Dans mes jeunes années, comme tout bachelier qui se respectait j’ai dû apprendre brièvement cette science humaine particulière qu’on appelle philosophie. Aujourd’hui encore je me souviens de Spinoza et de son déterminisme qui réduit l’homme à sa condition, sa destinée et qui l’empêche d’en sortir quoiqu’il fasse. Destin ou fatalité, tel est le thème qu’on retrouve ici avec cet Inexorable sous la plume exercée de Claire Favan à qui nous devons déjà quelques beaux thrillers.

Ici, c’est bien une question de destinée qui s’exprime dans ce roman saisissant. Nous y découvrons Milo, enfant dont le père va connaître la prison pour avoir été un braqueur très demandé par le milieu. Sa mère, Alexandra, se trouvera d’abord perdue entre cet enfant qui doit grandir normalement et son travail qui va l’éloigner des besoins de Milo. Ce dernier va très vite ne plus pouvoir contenir la violence qui le submerge depuis qu’il a assisté à l’arrestation musclée de son père.

Alors commence pour Alexandra et Milo un cercle infernal où chaque remède trouve ses limites et où Milo est emporté dans un maelstrom de violence qui l’entraine toujours plus loin vers la destinée funeste qui fut celle de ce père absent qui le hante. Jeune adulte, la disparition de la personne à qui il tient le plus sera peut-être son issue de secours, malgré les accusations qui sont une fois encore portés contre lui. Et si finalement, l’amour d’une mère n’avait pas limite ? Et si c’était cette volonté de sauver le peu qui reste qui pouvait mener à la rédemption, même si les méthodes employées s’avèrent plus que contestables ?
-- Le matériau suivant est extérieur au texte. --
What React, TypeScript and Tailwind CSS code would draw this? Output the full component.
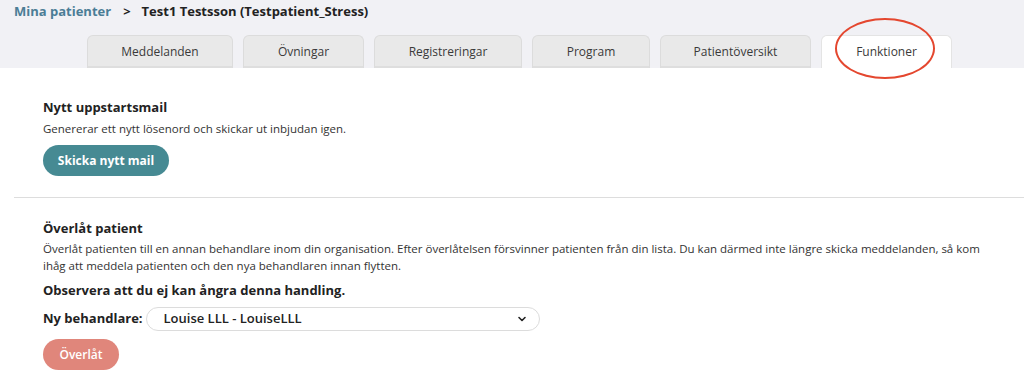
import React from "react";

const tabs = [
  { label: "Meddelanden", w: "w-[146px]" },
  { label: "Övningar", w: "w-[121px]" },
  { label: "Registreringar", w: "w-[148px]" },
  { label: "Program", w: "w-[118px]" },
  { label: "Patientöversikt", w: "w-[151px]" },
];

const App = () => {
  return (
    <div className="relative w-[1024px] h-[388px] overflow-hidden bg-white font-['Open_Sans',sans-serif] text-[#222]">
      <div className="h-[68px] bg-[#f1f1f5] flex flex-col">
        <div className="flex items-center pl-[14px] pt-[1px] h-[22px] text-[13px] font-bold">
          <span className="text-[#4b7d96]">Mina patienter</span>
          <span className="ml-[12px] mr-[11px] text-[#222]">&gt;</span>
          <span className="text-[#222]">Test1 Testsson (Testpatient_Stress)</span>
        </div>
        <div className="mt-auto flex gap-[10px] pl-[87px]">
          {tabs.map((t) => (
            <div
              key={t.label}
              className={`${t.w} h-[33px] flex items-center justify-center rounded-t-[6px] border border-b-0 border-[#dcdcdc] bg-[#e9e9e9] text-[12px] text-[#3a3a3a] shadow-[inset_0_-2px_0_#dedede]`}
            >
              {t.label}
            </div>
          ))}
          <div className="w-[131px] h-[33px] flex items-center justify-center rounded-t-[6px] border border-b-0 border-[#e4e4e4] bg-white text-[12px] text-[#3a3a3a]">
            Funktioner
          </div>
        </div>
      </div>

      <div className="absolute left-[835px] top-[18px] w-[100px] h-[61px] rounded-[50%] border-2 border-[#e4472f]" />

      <div className="pl-[43px] pt-[31px] pb-[21px]">
        <h2 className="text-[13px] font-bold leading-[16px]">Nytt uppstartsmail</h2>
        <p className="mt-[6px] text-[11.5px] leading-[16px] text-[#333]">
          Genererar ett nytt lösenord och skickar ut inbjudan igen.
        </p>
        <button className="mt-[8px] h-[31px] w-[126px] rounded-full bg-[#468a93] text-[12px] font-bold text-white">
          Skicka nytt mail
        </button>
      </div>

      <div className="ml-[14px] border-t border-[#dddddd]" />

      <div className="pl-[43px] pt-[22px]">
        <h2 className="text-[13px] font-bold leading-[16px]">Överlåt patient</h2>
        <p className="mt-[4px] text-[11.5px] leading-[17px] text-[#333]">
          Överlåt patienten till en annan behandlare inom din organisation. Efter överlåtelsen försvinner patienten från din lista. Du kan därmed inte längre skicka meddelanden, så kom
          <br />
          ihåg att meddela patienten och den nya behandlaren innan flytten.
        </p>
        <p className="mt-[8px] text-[13px] font-bold leading-[16px]">
          Observera att du ej kan ångra denna handling.
        </p>
        <div className="mt-[9px] flex items-center gap-[3px]">
          <span className="text-[13px] font-bold">Ny behandlare:</span>
          <div className="flex h-[24px] w-[394px] items-center justify-between rounded-full border border-[#dcdcdc] bg-white pl-[17px] pr-[12px]">
            <span className="text-[13px] font-semibold text-[#222]">Louise LLL - LouiseLLL</span>
            <svg width="10" height="10" viewBox="0 0 10 10" fill="none">
              <path d="M2 3.5 L5 6.5 L8 3.5" stroke="#222" strokeWidth="1.6" strokeLinecap="round" strokeLinejoin="round" />
            </svg>
          </div>
        </div>
        <button className="mt-[8px] h-[31px] w-[76px] rounded-full bg-[#e0867b] text-[12px] font-semibold text-white">
          Överlåt
        </button>
      </div>
    </div>
  );
};

export default App;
Ce roman est une descente saisissante vers le pire. Dans nos sociétés modernes, personne n’est sûr de garder son statut sans choir et tout perdre. La peur du chômage, la douleur de la solitude, la vie qu’on passe par habitude à défaut d’en comprendre le sens, voilà bien le mal de notre monde où tout perd peu à peu son sens pour répondre uniquement à la voracité inhumaine de la croissance et de la cupidité des puissants.

On ne peut pas ne pas s’identifier à Milo, à Alexandra et même à son père, tant les situations ont été à un moment ou à un autre sur le chemin de nos vies. Moins exacerbées, certes. Nous connaissons tous ces gens, ces paratonnerres du malheur qui n’échappent pas à tous les coups durs possibles. C’est à eux que ce roman m’a fait penser. Avec des chapitres très courts, la chute est présente en permanence, effaçant les espoirs les uns après les autres. Une fiction funeste et terrifiante qui, avec des mots simples, donne une claque glaçante de ce qu’auraient pu être nos vies.